— Start —

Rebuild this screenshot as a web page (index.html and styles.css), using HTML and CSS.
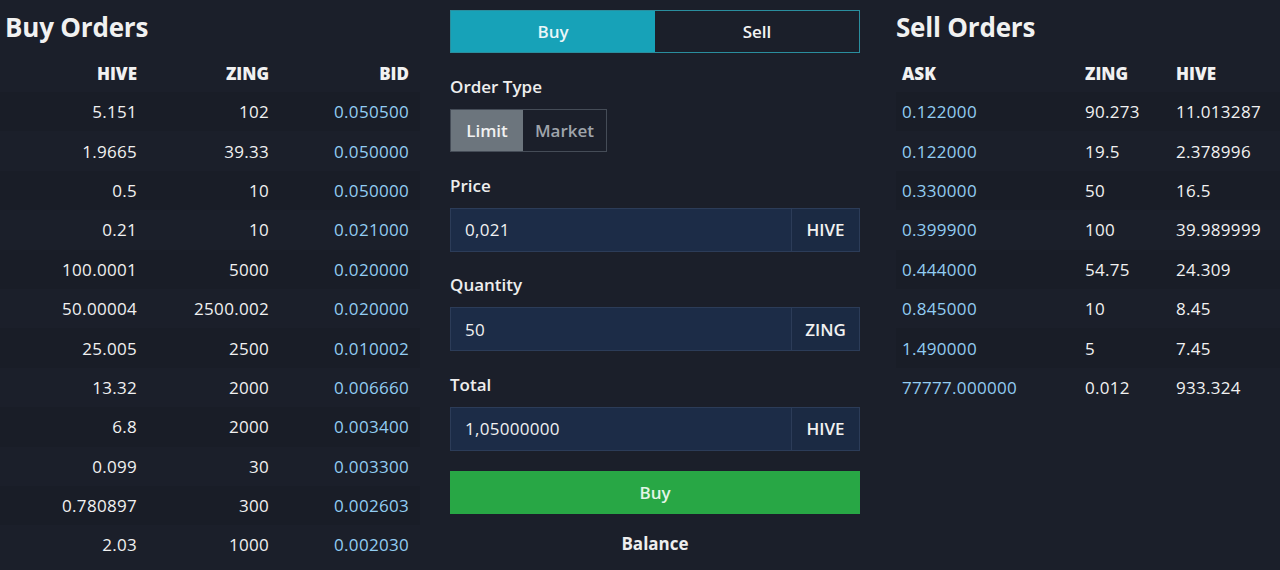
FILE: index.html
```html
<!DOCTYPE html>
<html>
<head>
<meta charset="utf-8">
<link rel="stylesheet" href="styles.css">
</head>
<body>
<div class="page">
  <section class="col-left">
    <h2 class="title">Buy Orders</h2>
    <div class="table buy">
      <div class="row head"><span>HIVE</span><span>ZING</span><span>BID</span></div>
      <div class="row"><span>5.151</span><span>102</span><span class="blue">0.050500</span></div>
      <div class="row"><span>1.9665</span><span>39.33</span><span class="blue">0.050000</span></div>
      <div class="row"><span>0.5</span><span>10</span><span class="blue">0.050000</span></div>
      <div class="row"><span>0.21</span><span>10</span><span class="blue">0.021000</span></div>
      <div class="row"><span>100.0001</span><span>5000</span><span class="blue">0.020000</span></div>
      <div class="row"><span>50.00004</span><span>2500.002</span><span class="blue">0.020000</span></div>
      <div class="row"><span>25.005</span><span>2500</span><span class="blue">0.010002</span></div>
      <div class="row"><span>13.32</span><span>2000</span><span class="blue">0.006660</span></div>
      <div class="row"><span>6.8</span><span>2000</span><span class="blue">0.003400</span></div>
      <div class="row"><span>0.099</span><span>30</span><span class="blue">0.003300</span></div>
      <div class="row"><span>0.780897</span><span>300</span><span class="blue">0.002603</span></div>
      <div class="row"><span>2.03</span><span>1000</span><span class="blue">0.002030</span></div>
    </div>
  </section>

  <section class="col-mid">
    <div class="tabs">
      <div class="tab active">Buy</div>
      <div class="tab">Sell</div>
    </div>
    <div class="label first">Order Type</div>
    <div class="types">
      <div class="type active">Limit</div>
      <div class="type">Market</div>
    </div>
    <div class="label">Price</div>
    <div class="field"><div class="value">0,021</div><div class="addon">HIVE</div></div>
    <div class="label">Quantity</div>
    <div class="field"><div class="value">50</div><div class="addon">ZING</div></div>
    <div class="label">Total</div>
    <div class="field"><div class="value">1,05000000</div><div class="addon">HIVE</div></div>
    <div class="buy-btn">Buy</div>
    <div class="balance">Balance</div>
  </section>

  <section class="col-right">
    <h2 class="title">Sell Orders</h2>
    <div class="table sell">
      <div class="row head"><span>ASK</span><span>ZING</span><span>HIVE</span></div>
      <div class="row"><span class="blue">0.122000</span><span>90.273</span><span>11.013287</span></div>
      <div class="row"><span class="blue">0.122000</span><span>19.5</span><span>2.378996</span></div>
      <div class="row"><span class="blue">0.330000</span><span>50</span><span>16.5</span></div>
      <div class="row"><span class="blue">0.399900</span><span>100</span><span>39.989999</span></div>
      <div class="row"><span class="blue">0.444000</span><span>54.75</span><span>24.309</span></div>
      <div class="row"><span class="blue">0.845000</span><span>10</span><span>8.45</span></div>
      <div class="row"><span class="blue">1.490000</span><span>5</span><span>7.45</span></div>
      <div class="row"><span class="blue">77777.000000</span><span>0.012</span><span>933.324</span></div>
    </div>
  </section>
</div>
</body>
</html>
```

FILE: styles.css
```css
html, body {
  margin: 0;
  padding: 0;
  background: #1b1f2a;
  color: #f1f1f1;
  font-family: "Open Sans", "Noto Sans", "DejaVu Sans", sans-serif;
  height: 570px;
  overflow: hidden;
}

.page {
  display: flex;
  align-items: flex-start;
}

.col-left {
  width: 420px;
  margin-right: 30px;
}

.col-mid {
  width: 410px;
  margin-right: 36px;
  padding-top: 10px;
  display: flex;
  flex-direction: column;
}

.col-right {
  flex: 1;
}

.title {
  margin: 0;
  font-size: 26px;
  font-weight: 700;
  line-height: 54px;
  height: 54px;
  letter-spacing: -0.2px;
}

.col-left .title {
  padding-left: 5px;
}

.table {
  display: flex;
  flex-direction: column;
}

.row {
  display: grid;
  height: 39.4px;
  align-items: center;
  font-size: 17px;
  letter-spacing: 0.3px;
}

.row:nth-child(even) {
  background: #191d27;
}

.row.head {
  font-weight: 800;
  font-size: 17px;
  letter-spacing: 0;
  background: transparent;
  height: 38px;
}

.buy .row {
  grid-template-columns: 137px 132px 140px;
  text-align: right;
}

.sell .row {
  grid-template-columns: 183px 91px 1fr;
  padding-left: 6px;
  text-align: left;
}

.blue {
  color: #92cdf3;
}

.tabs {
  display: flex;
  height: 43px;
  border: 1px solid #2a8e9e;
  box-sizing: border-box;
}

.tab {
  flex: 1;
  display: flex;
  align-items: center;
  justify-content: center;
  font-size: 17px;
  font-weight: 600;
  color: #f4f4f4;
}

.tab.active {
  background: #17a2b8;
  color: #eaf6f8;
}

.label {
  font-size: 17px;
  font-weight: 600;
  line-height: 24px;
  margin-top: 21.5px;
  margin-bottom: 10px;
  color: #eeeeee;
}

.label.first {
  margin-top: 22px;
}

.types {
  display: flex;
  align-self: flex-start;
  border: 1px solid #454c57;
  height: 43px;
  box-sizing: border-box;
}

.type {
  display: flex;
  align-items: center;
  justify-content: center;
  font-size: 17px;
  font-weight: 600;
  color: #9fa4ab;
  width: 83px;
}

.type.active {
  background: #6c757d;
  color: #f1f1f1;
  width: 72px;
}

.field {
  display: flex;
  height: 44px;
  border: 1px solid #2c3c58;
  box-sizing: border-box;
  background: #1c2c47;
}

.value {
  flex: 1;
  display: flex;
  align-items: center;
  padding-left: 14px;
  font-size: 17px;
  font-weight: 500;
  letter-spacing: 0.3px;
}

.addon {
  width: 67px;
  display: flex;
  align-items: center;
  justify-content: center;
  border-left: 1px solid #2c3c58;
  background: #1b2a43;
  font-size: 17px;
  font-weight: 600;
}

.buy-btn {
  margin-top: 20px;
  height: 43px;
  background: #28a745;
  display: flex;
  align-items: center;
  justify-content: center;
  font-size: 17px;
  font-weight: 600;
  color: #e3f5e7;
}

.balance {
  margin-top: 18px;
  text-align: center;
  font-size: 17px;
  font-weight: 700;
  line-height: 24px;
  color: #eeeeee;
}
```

— End —

Stated goal> Write out each line of the data exactly; the images should be left out.

Solution to the problem>
Rebuild this screenshot as a web page (index.html and styles.css), using HTML and CSS.
FILE: index.html
```html
<!DOCTYPE html>
<html>
<head>
<meta charset="utf-8">
<link rel="stylesheet" href="styles.css">
</head>
<body>
<div class="page">
  <section class="col-left">
    <h2 class="title">Buy Orders</h2>
    <div class="table buy">
      <div class="row head"><span>HIVE</span><span>ZING</span><span>BID</span></div>
      <div class="row"><span>5.151</span><span>102</span><span class="blue">0.050500</span></div>
      <div class="row"><span>1.9665</span><span>39.33</span><span class="blue">0.050000</span></div>
      <div class="row"><span>0.5</span><span>10</span><span class="blue">0.050000</span></div>
      <div class="row"><span>0.21</span><span>10</span><span class="blue">0.021000</span></div>
      <div class="row"><span>100.0001</span><span>5000</span><span class="blue">0.020000</span></div>
      <div class="row"><span>50.00004</span><span>2500.002</span><span class="blue">0.020000</span></div>
      <div class="row"><span>25.005</span><span>2500</span><span class="blue">0.010002</span></div>
      <div class="row"><span>13.32</span><span>2000</span><span class="blue">0.006660</span></div>
      <div class="row"><span>6.8</span><span>2000</span><span class="blue">0.003400</span></div>
      <div class="row"><span>0.099</span><span>30</span><span class="blue">0.003300</span></div>
      <div class="row"><span>0.780897</span><span>300</span><span class="blue">0.002603</span></div>
      <div class="row"><span>2.03</span><span>1000</span><span class="blue">0.002030</span></div>
    </div>
  </section>

  <section class="col-mid">
    <div class="tabs">
      <div class="tab active">Buy</div>
      <div class="tab">Sell</div>
    </div>
    <div class="label first">Order Type</div>
    <div class="types">
      <div class="type active">Limit</div>
      <div class="type">Market</div>
    </div>
    <div class="label">Price</div>
    <div class="field"><div class="value">0,021</div><div class="addon">HIVE</div></div>
    <div class="label">Quantity</div>
    <div class="field"><div class="value">50</div><div class="addon">ZING</div></div>
    <div class="label">Total</div>
    <div class="field"><div class="value">1,05000000</div><div class="addon">HIVE</div></div>
    <div class="buy-btn">Buy</div>
    <div class="balance">Balance</div>
  </section>

  <section class="col-right">
    <h2 class="title">Sell Orders</h2>
    <div class="table sell">
      <div class="row head"><span>ASK</span><span>ZING</span><span>HIVE</span></div>
      <div class="row"><span class="blue">0.122000</span><span>90.273</span><span>11.013287</span></div>
      <div class="row"><span class="blue">0.122000</span><span>19.5</span><span>2.378996</span></div>
      <div class="row"><span class="blue">0.330000</span><span>50</span><span>16.5</span></div>
      <div class="row"><span class="blue">0.399900</span><span>100</span><span>39.989999</span></div>
      <div class="row"><span class="blue">0.444000</span><span>54.75</span><span>24.309</span></div>
      <div class="row"><span class="blue">0.845000</span><span>10</span><span>8.45</span></div>
      <div class="row"><span class="blue">1.490000</span><span>5</span><span>7.45</span></div>
      <div class="row"><span class="blue">77777.000000</span><span>0.012</span><span>933.324</span></div>
    </div>
  </section>
</div>
</body>
</html>
```

FILE: styles.css
```css
html, body {
  margin: 0;
  padding: 0;
  background: #1b1f2a;
  color: #f1f1f1;
  font-family: "Open Sans", "Noto Sans", "DejaVu Sans", sans-serif;
  height: 570px;
  overflow: hidden;
}

.page {
  display: flex;
  align-items: flex-start;
}

.col-left {
  width: 420px;
  margin-right: 30px;
}

.col-mid {
  width: 410px;
  margin-right: 36px;
  padding-top: 10px;
  display: flex;
  flex-direction: column;
}

.col-right {
  flex: 1;
}

.title {
  margin: 0;
  font-size: 26px;
  font-weight: 700;
  line-height: 54px;
  height: 54px;
  letter-spacing: -0.2px;
}

.col-left .title {
  padding-left: 5px;
}

.table {
  display: flex;
  flex-direction: column;
}

.row {
  display: grid;
  height: 39.4px;
  align-items: center;
  font-size: 17px;
  letter-spacing: 0.3px;
}

.row:nth-child(even) {
  background: #191d27;
}

.row.head {
  font-weight: 800;
  font-size: 17px;
  letter-spacing: 0;
  background: transparent;
  height: 38px;
}

.buy .row {
  grid-template-columns: 137px 132px 140px;
  text-align: right;
}

.sell .row {
  grid-template-columns: 183px 91px 1fr;
  padding-left: 6px;
  text-align: left;
}

.blue {
  color: #92cdf3;
}

.tabs {
  display: flex;
  height: 43px;
  border: 1px solid #2a8e9e;
  box-sizing: border-box;
}

.tab {
  flex: 1;
  display: flex;
  align-items: center;
  justify-content: center;
  font-size: 17px;
  font-weight: 600;
  color: #f4f4f4;
}

.tab.active {
  background: #17a2b8;
  color: #eaf6f8;
}

.label {
  font-size: 17px;
  font-weight: 600;
  line-height: 24px;
  margin-top: 21.5px;
  margin-bottom: 10px;
  color: #eeeeee;
}

.label.first {
  margin-top: 22px;
}

.types {
  display: flex;
  align-self: flex-start;
  border: 1px solid #454c57;
  height: 43px;
  box-sizing: border-box;
}

.type {
  display: flex;
  align-items: center;
  justify-content: center;
  font-size: 17px;
  font-weight: 600;
  color: #9fa4ab;
  width: 83px;
}

.type.active {
  background: #6c757d;
  color: #f1f1f1;
  width: 72px;
}

.field {
  display: flex;
  height: 44px;
  border: 1px solid #2c3c58;
  box-sizing: border-box;
  background: #1c2c47;
}

.value {
  flex: 1;
  display: flex;
  align-items: center;
  padding-left: 14px;
  font-size: 17px;
  font-weight: 500;
  letter-spacing: 0.3px;
}

.addon {
  width: 67px;
  display: flex;
  align-items: center;
  justify-content: center;
  border-left: 1px solid #2c3c58;
  background: #1b2a43;
  font-size: 17px;
  font-weight: 600;
}

.buy-btn {
  margin-top: 20px;
  height: 43px;
  background: #28a745;
  display: flex;
  align-items: center;
  justify-content: center;
  font-size: 17px;
  font-weight: 600;
  color: #e3f5e7;
}

.balance {
  margin-top: 18px;
  text-align: center;
  font-size: 17px;
  font-weight: 700;
  line-height: 24px;
  color: #eeeeee;
}
```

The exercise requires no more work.